(Exercise directions): Repeat the full listing below verbatim and keep the images out.

(Information shown):
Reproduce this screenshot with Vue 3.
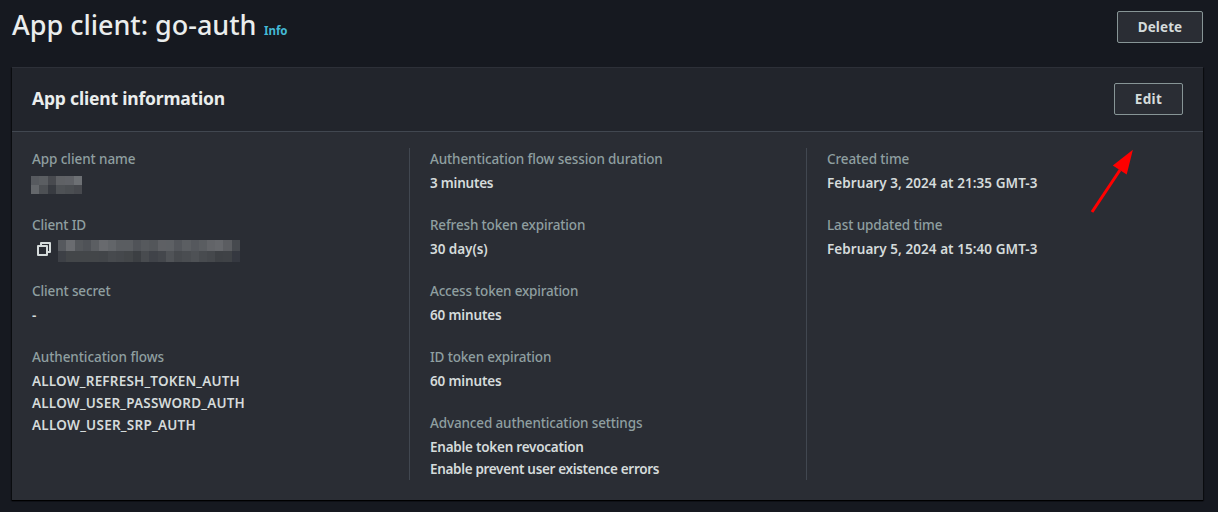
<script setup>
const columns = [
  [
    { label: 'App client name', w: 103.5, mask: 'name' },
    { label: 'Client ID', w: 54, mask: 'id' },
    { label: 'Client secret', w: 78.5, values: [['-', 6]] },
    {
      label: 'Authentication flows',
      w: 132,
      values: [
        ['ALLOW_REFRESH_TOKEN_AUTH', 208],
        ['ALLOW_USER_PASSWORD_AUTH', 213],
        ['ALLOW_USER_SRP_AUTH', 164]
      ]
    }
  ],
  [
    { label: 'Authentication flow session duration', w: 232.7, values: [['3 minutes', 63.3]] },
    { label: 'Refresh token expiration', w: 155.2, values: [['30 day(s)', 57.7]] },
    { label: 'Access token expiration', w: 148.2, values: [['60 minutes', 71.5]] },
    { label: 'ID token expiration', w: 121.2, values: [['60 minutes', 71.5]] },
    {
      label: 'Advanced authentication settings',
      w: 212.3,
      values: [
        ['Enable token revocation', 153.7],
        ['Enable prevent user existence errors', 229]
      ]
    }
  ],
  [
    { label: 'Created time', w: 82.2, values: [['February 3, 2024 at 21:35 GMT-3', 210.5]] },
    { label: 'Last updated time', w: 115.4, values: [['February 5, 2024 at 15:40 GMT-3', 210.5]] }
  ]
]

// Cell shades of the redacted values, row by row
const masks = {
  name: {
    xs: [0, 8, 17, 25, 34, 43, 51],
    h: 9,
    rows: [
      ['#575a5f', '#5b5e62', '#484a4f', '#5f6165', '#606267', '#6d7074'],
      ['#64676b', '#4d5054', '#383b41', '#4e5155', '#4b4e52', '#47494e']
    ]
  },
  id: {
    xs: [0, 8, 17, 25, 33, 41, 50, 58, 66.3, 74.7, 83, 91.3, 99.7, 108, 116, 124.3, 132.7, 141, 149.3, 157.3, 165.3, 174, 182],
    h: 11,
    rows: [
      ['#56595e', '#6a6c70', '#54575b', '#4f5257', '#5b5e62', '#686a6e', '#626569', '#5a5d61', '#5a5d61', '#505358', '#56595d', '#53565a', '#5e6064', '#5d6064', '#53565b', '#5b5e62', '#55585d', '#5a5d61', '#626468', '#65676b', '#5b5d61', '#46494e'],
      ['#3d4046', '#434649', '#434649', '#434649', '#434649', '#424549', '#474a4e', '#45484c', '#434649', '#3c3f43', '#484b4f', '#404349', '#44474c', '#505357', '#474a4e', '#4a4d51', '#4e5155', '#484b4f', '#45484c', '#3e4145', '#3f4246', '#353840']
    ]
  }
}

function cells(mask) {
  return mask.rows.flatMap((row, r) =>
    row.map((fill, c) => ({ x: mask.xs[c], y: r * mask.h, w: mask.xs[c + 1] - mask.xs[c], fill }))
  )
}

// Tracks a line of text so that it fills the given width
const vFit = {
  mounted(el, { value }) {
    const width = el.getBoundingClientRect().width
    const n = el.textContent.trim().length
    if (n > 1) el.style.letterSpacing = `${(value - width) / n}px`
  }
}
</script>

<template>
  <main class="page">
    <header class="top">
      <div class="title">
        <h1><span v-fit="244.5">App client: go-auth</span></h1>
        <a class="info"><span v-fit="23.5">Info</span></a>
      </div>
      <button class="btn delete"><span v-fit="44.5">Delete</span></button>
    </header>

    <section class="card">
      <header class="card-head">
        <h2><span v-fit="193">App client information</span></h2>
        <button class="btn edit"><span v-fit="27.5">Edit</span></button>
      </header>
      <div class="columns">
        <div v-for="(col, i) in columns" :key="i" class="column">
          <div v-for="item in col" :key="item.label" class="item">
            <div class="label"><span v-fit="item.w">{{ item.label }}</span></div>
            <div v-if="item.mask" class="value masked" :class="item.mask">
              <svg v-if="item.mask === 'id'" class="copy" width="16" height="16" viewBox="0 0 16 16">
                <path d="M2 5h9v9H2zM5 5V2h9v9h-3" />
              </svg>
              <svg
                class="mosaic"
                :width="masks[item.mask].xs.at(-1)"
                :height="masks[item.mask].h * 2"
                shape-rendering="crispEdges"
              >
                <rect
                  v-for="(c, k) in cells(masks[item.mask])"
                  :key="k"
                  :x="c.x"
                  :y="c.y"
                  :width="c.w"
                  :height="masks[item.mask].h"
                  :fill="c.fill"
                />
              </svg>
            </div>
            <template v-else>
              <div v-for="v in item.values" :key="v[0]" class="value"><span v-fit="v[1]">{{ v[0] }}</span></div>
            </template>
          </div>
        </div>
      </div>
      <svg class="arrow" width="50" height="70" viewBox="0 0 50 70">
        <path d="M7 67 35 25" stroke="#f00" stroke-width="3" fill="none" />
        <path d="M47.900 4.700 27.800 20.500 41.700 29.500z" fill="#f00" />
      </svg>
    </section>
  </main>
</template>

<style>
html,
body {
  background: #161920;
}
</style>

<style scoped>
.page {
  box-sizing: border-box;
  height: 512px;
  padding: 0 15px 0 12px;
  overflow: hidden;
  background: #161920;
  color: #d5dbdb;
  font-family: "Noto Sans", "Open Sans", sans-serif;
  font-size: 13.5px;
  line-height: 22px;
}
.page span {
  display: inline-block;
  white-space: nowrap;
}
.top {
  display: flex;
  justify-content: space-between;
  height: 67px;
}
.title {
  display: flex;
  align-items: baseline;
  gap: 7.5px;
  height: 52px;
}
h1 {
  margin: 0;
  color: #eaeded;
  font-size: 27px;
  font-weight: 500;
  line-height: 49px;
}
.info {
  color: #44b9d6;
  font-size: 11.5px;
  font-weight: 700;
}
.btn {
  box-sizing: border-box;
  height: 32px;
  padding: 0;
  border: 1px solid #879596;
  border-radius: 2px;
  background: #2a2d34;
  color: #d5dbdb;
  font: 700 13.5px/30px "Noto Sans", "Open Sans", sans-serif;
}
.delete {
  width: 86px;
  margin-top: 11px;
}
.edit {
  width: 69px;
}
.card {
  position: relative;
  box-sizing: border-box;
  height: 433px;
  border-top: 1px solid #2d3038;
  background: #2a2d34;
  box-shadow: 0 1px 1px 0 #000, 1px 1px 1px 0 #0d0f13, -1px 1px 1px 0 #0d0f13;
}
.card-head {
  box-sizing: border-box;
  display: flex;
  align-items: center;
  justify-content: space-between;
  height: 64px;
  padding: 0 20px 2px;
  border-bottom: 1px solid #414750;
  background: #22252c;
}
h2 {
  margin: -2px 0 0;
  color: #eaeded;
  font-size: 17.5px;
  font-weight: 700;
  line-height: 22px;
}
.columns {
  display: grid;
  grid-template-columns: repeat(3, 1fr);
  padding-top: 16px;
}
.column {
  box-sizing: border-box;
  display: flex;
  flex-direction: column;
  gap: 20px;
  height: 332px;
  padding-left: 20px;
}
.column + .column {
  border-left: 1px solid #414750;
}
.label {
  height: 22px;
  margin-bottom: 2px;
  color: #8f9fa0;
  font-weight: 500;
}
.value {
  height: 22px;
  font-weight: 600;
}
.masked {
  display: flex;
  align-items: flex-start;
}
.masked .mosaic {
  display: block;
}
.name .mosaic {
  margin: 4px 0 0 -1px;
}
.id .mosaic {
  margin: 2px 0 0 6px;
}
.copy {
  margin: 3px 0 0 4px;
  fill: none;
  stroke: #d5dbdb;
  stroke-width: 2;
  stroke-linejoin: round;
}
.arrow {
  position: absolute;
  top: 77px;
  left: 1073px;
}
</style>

(Output):
Reproduce this screenshot with Vue 3.
<script setup>
const columns = [
  [
    { label: 'App client name', w: 103.5, mask: 'name' },
    { label: 'Client ID', w: 54, mask: 'id' },
    { label: 'Client secret', w: 78.5, values: [['-', 6]] },
    {
      label: 'Authentication flows',
      w: 132,
      values: [
        ['ALLOW_REFRESH_TOKEN_AUTH', 208],
        ['ALLOW_USER_PASSWORD_AUTH', 213],
        ['ALLOW_USER_SRP_AUTH', 164]
      ]
    }
  ],
  [
    { label: 'Authentication flow session duration', w: 232.7, values: [['3 minutes', 63.3]] },
    { label: 'Refresh token expiration', w: 155.2, values: [['30 day(s)', 57.7]] },
    { label: 'Access token expiration', w: 148.2, values: [['60 minutes', 71.5]] },
    { label: 'ID token expiration', w: 121.2, values: [['60 minutes', 71.5]] },
    {
      label: 'Advanced authentication settings',
      w: 212.3,
      values: [
        ['Enable token revocation', 153.7],
        ['Enable prevent user existence errors', 229]
      ]
    }
  ],
  [
    { label: 'Created time', w: 82.2, values: [['February 3, 2024 at 21:35 GMT-3', 210.5]] },
    { label: 'Last updated time', w: 115.4, values: [['February 5, 2024 at 15:40 GMT-3', 210.5]] }
  ]
]

// Cell shades of the redacted values, row by row
const masks = {
  name: {
    xs: [0, 8, 17, 25, 34, 43, 51],
    h: 9,
    rows: [
      ['#575a5f', '#5b5e62', '#484a4f', '#5f6165', '#606267', '#6d7074'],
      ['#64676b', '#4d5054', '#383b41', '#4e5155', '#4b4e52', '#47494e']
    ]
  },
  id: {
    xs: [0, 8, 17, 25, 33, 41, 50, 58, 66.3, 74.7, 83, 91.3, 99.7, 108, 116, 124.3, 132.7, 141, 149.3, 157.3, 165.3, 174, 182],
    h: 11,
    rows: [
      ['#56595e', '#6a6c70', '#54575b', '#4f5257', '#5b5e62', '#686a6e', '#626569', '#5a5d61', '#5a5d61', '#505358', '#56595d', '#53565a', '#5e6064', '#5d6064', '#53565b', '#5b5e62', '#55585d', '#5a5d61', '#626468', '#65676b', '#5b5d61', '#46494e'],
      ['#3d4046', '#434649', '#434649', '#434649', '#434649', '#424549', '#474a4e', '#45484c', '#434649', '#3c3f43', '#484b4f', '#404349', '#44474c', '#505357', '#474a4e', '#4a4d51', '#4e5155', '#484b4f', '#45484c', '#3e4145', '#3f4246', '#353840']
    ]
  }
}

function cells(mask) {
  return mask.rows.flatMap((row, r) =>
    row.map((fill, c) => ({ x: mask.xs[c], y: r * mask.h, w: mask.xs[c + 1] - mask.xs[c], fill }))
  )
}

// Tracks a line of text so that it fills the given width
const vFit = {
  mounted(el, { value }) {
    const width = el.getBoundingClientRect().width
    const n = el.textContent.trim().length
    if (n > 1) el.style.letterSpacing = `${(value - width) / n}px`
  }
}
</script>

<template>
  <main class="page">
    <header class="top">
      <div class="title">
        <h1><span v-fit="244.5">App client: go-auth</span></h1>
        <a class="info"><span v-fit="23.5">Info</span></a>
      </div>
      <button class="btn delete"><span v-fit="44.5">Delete</span></button>
    </header>

    <section class="card">
      <header class="card-head">
        <h2><span v-fit="193">App client information</span></h2>
        <button class="btn edit"><span v-fit="27.5">Edit</span></button>
      </header>
      <div class="columns">
        <div v-for="(col, i) in columns" :key="i" class="column">
          <div v-for="item in col" :key="item.label" class="item">
            <div class="label"><span v-fit="item.w">{{ item.label }}</span></div>
            <div v-if="item.mask" class="value masked" :class="item.mask">
              <svg v-if="item.mask === 'id'" class="copy" width="16" height="16" viewBox="0 0 16 16">
                <path d="M2 5h9v9H2zM5 5V2h9v9h-3" />
              </svg>
              <svg
                class="mosaic"
                :width="masks[item.mask].xs.at(-1)"
                :height="masks[item.mask].h * 2"
                shape-rendering="crispEdges"
              >
                <rect
                  v-for="(c, k) in cells(masks[item.mask])"
                  :key="k"
                  :x="c.x"
                  :y="c.y"
                  :width="c.w"
                  :height="masks[item.mask].h"
                  :fill="c.fill"
                />
              </svg>
            </div>
            <template v-else>
              <div v-for="v in item.values" :key="v[0]" class="value"><span v-fit="v[1]">{{ v[0] }}</span></div>
            </template>
          </div>
        </div>
      </div>
      <svg class="arrow" width="50" height="70" viewBox="0 0 50 70">
        <path d="M7 67 35 25" stroke="#f00" stroke-width="3" fill="none" />
        <path d="M47.900 4.700 27.800 20.500 41.700 29.500z" fill="#f00" />
      </svg>
    </section>
  </main>
</template>

<style>
html,
body {
  background: #161920;
}
</style>

<style scoped>
.page {
  box-sizing: border-box;
  height: 512px;
  padding: 0 15px 0 12px;
  overflow: hidden;
  background: #161920;
  color: #d5dbdb;
  font-family: "Noto Sans", "Open Sans", sans-serif;
  font-size: 13.5px;
  line-height: 22px;
}
.page span {
  display: inline-block;
  white-space: nowrap;
}
.top {
  display: flex;
  justify-content: space-between;
  height: 67px;
}
.title {
  display: flex;
  align-items: baseline;
  gap: 7.5px;
  height: 52px;
}
h1 {
  margin: 0;
  color: #eaeded;
  font-size: 27px;
  font-weight: 500;
  line-height: 49px;
}
.info {
  color: #44b9d6;
  font-size: 11.5px;
  font-weight: 700;
}
.btn {
  box-sizing: border-box;
  height: 32px;
  padding: 0;
  border: 1px solid #879596;
  border-radius: 2px;
  background: #2a2d34;
  color: #d5dbdb;
  font: 700 13.5px/30px "Noto Sans", "Open Sans", sans-serif;
}
.delete {
  width: 86px;
  margin-top: 11px;
}
.edit {
  width: 69px;
}
.card {
  position: relative;
  box-sizing: border-box;
  height: 433px;
  border-top: 1px solid #2d3038;
  background: #2a2d34;
  box-shadow: 0 1px 1px 0 #000, 1px 1px 1px 0 #0d0f13, -1px 1px 1px 0 #0d0f13;
}
.card-head {
  box-sizing: border-box;
  display: flex;
  align-items: center;
  justify-content: space-between;
  height: 64px;
  padding: 0 20px 2px;
  border-bottom: 1px solid #414750;
  background: #22252c;
}
h2 {
  margin: -2px 0 0;
  color: #eaeded;
  font-size: 17.5px;
  font-weight: 700;
  line-height: 22px;
}
.columns {
  display: grid;
  grid-template-columns: repeat(3, 1fr);
  padding-top: 16px;
}
.column {
  box-sizing: border-box;
  display: flex;
  flex-direction: column;
  gap: 20px;
  height: 332px;
  padding-left: 20px;
}
.column + .column {
  border-left: 1px solid #414750;
}
.label {
  height: 22px;
  margin-bottom: 2px;
  color: #8f9fa0;
  font-weight: 500;
}
.value {
  height: 22px;
  font-weight: 600;
}
.masked {
  display: flex;
  align-items: flex-start;
}
.masked .mosaic {
  display: block;
}
.name .mosaic {
  margin: 4px 0 0 -1px;
}
.id .mosaic {
  margin: 2px 0 0 6px;
}
.copy {
  margin: 3px 0 0 4px;
  fill: none;
  stroke: #d5dbdb;
  stroke-width: 2;
  stroke-linejoin: round;
}
.arrow {
  position: absolute;
  top: 77px;
  left: 1073px;
}
</style>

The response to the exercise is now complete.